**Data excerpts:**
========================================
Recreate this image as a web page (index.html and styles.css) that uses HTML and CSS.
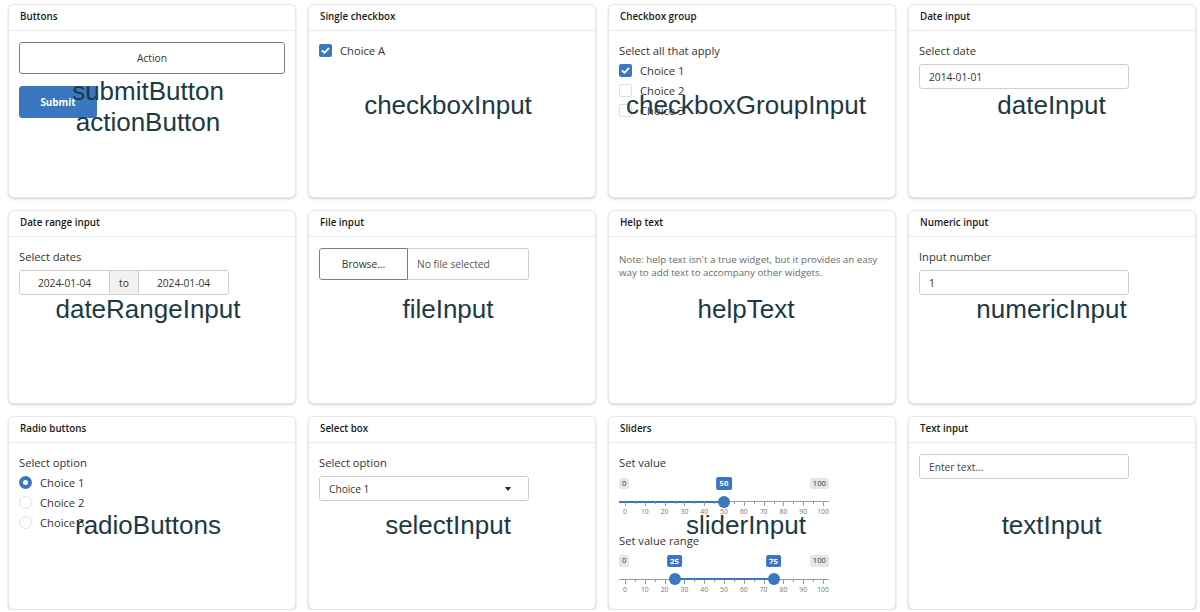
========================================
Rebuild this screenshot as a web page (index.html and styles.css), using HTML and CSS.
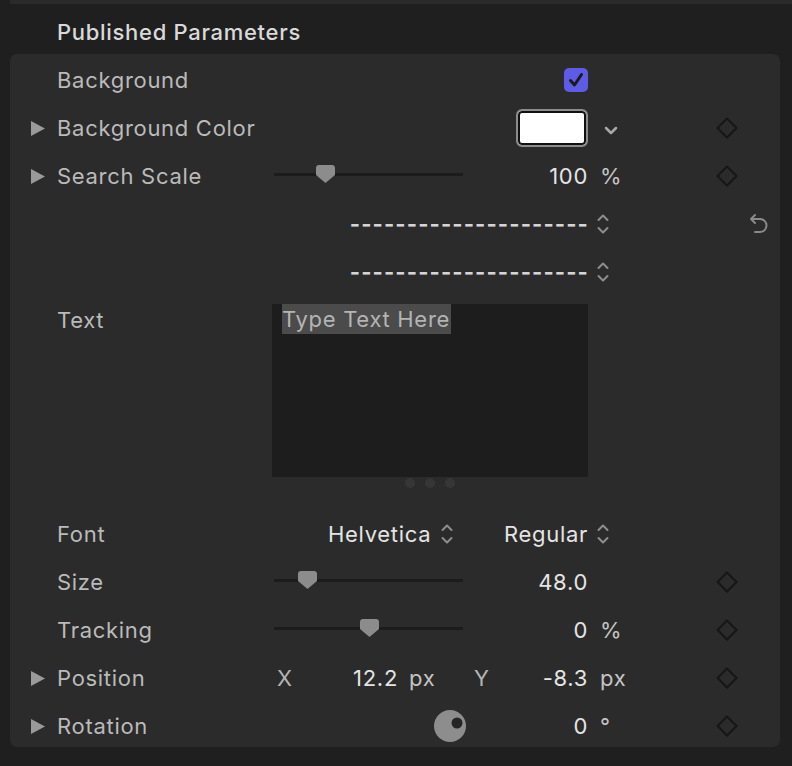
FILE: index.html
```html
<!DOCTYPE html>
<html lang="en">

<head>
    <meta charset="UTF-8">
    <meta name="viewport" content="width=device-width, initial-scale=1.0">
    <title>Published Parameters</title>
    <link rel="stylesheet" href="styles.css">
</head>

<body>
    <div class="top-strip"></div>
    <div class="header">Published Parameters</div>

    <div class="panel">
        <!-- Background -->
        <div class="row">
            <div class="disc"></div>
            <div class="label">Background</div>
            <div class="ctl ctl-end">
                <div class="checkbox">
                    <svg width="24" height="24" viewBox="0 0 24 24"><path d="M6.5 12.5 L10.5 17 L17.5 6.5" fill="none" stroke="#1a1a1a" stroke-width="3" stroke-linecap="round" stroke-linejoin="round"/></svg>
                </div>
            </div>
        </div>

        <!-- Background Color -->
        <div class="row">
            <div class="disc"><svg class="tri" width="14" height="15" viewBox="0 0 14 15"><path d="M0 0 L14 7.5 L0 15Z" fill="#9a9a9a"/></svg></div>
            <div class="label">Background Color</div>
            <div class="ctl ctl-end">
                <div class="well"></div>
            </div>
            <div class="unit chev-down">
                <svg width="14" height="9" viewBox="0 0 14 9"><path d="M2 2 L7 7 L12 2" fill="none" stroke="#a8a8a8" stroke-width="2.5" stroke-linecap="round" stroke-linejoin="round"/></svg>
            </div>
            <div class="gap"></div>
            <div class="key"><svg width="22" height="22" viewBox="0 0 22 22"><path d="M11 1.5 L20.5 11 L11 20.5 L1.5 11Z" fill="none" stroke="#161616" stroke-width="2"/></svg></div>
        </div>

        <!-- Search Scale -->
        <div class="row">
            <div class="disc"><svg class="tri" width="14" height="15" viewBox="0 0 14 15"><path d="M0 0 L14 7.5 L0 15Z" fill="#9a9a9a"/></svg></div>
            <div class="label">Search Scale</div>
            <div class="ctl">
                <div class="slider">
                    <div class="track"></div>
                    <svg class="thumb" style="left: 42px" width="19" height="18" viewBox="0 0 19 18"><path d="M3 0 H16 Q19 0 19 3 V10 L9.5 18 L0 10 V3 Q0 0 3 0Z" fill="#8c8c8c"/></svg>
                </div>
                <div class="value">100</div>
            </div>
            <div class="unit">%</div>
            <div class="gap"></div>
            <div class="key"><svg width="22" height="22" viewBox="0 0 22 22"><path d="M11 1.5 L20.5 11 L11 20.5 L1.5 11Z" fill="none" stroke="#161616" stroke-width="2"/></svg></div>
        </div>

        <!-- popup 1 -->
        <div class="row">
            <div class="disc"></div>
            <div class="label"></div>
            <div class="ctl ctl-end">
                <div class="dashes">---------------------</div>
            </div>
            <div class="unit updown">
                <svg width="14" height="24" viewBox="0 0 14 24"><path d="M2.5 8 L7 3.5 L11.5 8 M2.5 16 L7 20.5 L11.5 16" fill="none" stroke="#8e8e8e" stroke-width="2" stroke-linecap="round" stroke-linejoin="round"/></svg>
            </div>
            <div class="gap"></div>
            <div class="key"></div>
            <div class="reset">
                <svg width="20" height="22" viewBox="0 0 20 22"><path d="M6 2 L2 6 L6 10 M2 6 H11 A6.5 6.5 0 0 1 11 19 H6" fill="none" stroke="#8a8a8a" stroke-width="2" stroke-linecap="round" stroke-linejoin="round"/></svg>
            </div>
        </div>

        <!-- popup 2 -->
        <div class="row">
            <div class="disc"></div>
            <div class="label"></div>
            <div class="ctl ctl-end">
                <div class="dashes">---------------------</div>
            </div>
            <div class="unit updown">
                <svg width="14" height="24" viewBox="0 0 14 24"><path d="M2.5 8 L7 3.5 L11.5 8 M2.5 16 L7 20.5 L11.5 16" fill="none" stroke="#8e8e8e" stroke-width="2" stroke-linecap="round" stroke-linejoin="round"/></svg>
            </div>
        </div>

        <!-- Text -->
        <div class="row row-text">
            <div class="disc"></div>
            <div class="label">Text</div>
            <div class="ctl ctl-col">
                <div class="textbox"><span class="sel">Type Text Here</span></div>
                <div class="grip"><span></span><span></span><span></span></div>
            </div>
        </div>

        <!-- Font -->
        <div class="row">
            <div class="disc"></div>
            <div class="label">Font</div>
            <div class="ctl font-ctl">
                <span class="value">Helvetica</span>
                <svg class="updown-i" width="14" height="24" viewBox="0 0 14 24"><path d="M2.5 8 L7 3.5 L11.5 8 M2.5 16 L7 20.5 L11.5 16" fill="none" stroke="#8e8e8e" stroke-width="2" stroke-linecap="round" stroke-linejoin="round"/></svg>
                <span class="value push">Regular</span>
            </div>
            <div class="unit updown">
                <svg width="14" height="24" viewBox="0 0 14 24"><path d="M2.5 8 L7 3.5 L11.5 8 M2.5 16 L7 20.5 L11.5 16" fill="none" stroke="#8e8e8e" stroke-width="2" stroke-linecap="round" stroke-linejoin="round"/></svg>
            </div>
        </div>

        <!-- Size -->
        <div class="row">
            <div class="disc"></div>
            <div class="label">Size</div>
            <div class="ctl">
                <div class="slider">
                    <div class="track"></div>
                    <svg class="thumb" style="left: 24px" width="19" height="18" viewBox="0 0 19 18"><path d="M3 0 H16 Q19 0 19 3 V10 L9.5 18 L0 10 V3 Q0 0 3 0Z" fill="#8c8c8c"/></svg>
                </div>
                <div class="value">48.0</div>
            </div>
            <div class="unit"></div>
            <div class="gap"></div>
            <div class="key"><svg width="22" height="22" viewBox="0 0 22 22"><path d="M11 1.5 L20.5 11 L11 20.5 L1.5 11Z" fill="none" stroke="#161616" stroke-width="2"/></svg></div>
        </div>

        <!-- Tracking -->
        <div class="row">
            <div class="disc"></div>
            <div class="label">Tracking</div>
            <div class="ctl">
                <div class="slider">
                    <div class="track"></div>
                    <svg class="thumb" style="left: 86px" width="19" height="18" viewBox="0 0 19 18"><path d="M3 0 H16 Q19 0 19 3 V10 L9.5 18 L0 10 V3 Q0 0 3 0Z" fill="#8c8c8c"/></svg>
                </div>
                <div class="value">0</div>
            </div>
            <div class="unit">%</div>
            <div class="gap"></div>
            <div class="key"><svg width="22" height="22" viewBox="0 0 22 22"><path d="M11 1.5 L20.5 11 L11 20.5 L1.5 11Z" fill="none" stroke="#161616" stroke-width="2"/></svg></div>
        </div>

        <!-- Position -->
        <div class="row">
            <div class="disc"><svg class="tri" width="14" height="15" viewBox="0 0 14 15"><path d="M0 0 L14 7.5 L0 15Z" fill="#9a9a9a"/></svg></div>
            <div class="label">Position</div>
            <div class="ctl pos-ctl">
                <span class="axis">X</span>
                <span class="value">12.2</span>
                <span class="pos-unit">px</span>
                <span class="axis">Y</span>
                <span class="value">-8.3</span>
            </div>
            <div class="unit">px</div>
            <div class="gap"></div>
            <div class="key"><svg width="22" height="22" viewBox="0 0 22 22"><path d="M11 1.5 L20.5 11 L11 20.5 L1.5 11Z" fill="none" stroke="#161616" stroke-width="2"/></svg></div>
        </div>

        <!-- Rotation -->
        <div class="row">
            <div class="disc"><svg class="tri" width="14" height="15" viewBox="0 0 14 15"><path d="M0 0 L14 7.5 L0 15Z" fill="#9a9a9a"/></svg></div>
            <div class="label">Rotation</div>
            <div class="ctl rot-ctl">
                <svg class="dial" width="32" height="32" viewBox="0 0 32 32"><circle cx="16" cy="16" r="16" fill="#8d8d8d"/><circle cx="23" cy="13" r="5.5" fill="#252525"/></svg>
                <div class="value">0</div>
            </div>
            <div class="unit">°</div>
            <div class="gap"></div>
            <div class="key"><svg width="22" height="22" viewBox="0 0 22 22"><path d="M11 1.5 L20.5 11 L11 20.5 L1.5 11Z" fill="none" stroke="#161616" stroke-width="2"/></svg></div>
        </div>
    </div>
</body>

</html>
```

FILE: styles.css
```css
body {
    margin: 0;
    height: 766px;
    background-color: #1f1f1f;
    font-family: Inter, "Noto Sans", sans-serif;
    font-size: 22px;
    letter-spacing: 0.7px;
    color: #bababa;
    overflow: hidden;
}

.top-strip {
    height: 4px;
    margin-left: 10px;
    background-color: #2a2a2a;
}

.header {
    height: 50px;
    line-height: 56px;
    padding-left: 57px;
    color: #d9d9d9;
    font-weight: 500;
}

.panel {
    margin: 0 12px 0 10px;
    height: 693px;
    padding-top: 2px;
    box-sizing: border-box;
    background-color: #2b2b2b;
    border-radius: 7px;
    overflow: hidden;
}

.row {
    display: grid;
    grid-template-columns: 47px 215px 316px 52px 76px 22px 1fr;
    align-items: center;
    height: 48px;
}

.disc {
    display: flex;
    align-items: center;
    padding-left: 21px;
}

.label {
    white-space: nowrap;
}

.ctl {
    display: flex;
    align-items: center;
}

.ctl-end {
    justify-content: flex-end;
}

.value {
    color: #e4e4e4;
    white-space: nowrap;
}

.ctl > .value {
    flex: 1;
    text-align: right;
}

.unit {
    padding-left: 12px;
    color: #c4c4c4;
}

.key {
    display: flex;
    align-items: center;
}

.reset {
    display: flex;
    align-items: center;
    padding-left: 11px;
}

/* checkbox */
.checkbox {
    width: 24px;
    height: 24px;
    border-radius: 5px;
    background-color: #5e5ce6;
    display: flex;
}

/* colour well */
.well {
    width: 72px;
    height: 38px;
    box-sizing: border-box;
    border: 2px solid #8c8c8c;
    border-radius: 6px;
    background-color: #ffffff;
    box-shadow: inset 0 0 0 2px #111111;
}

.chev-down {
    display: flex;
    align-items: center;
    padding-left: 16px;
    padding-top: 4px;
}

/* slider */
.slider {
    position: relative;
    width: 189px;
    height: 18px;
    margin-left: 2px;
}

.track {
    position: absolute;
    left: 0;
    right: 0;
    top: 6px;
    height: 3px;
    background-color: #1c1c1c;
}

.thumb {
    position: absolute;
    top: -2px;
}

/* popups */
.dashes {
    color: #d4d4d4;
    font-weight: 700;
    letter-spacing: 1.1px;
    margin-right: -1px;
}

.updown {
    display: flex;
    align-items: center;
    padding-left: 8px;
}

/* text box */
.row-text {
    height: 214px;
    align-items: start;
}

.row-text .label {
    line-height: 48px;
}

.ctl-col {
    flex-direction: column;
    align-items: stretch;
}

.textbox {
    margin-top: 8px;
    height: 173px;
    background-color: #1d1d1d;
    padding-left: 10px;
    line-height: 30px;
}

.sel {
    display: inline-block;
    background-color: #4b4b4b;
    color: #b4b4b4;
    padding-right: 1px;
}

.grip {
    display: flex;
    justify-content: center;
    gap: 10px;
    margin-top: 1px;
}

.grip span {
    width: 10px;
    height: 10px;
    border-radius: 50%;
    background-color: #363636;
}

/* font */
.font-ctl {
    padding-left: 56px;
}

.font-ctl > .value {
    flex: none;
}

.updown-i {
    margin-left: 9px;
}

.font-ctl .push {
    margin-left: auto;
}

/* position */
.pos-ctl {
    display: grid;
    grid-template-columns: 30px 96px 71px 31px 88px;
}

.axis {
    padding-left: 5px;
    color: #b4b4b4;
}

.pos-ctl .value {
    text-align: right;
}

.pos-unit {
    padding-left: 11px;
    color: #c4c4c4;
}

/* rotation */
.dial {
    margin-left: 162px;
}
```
========================================
**Your task:** Which lines above contain the word "this"? Copy each of them.

**Worked answer:**
Recreate this image as a web page (index.html and styles.css) that uses HTML and CSS.
Rebuild this screenshot as a web page (index.html and styles.css), using HTML and CSS.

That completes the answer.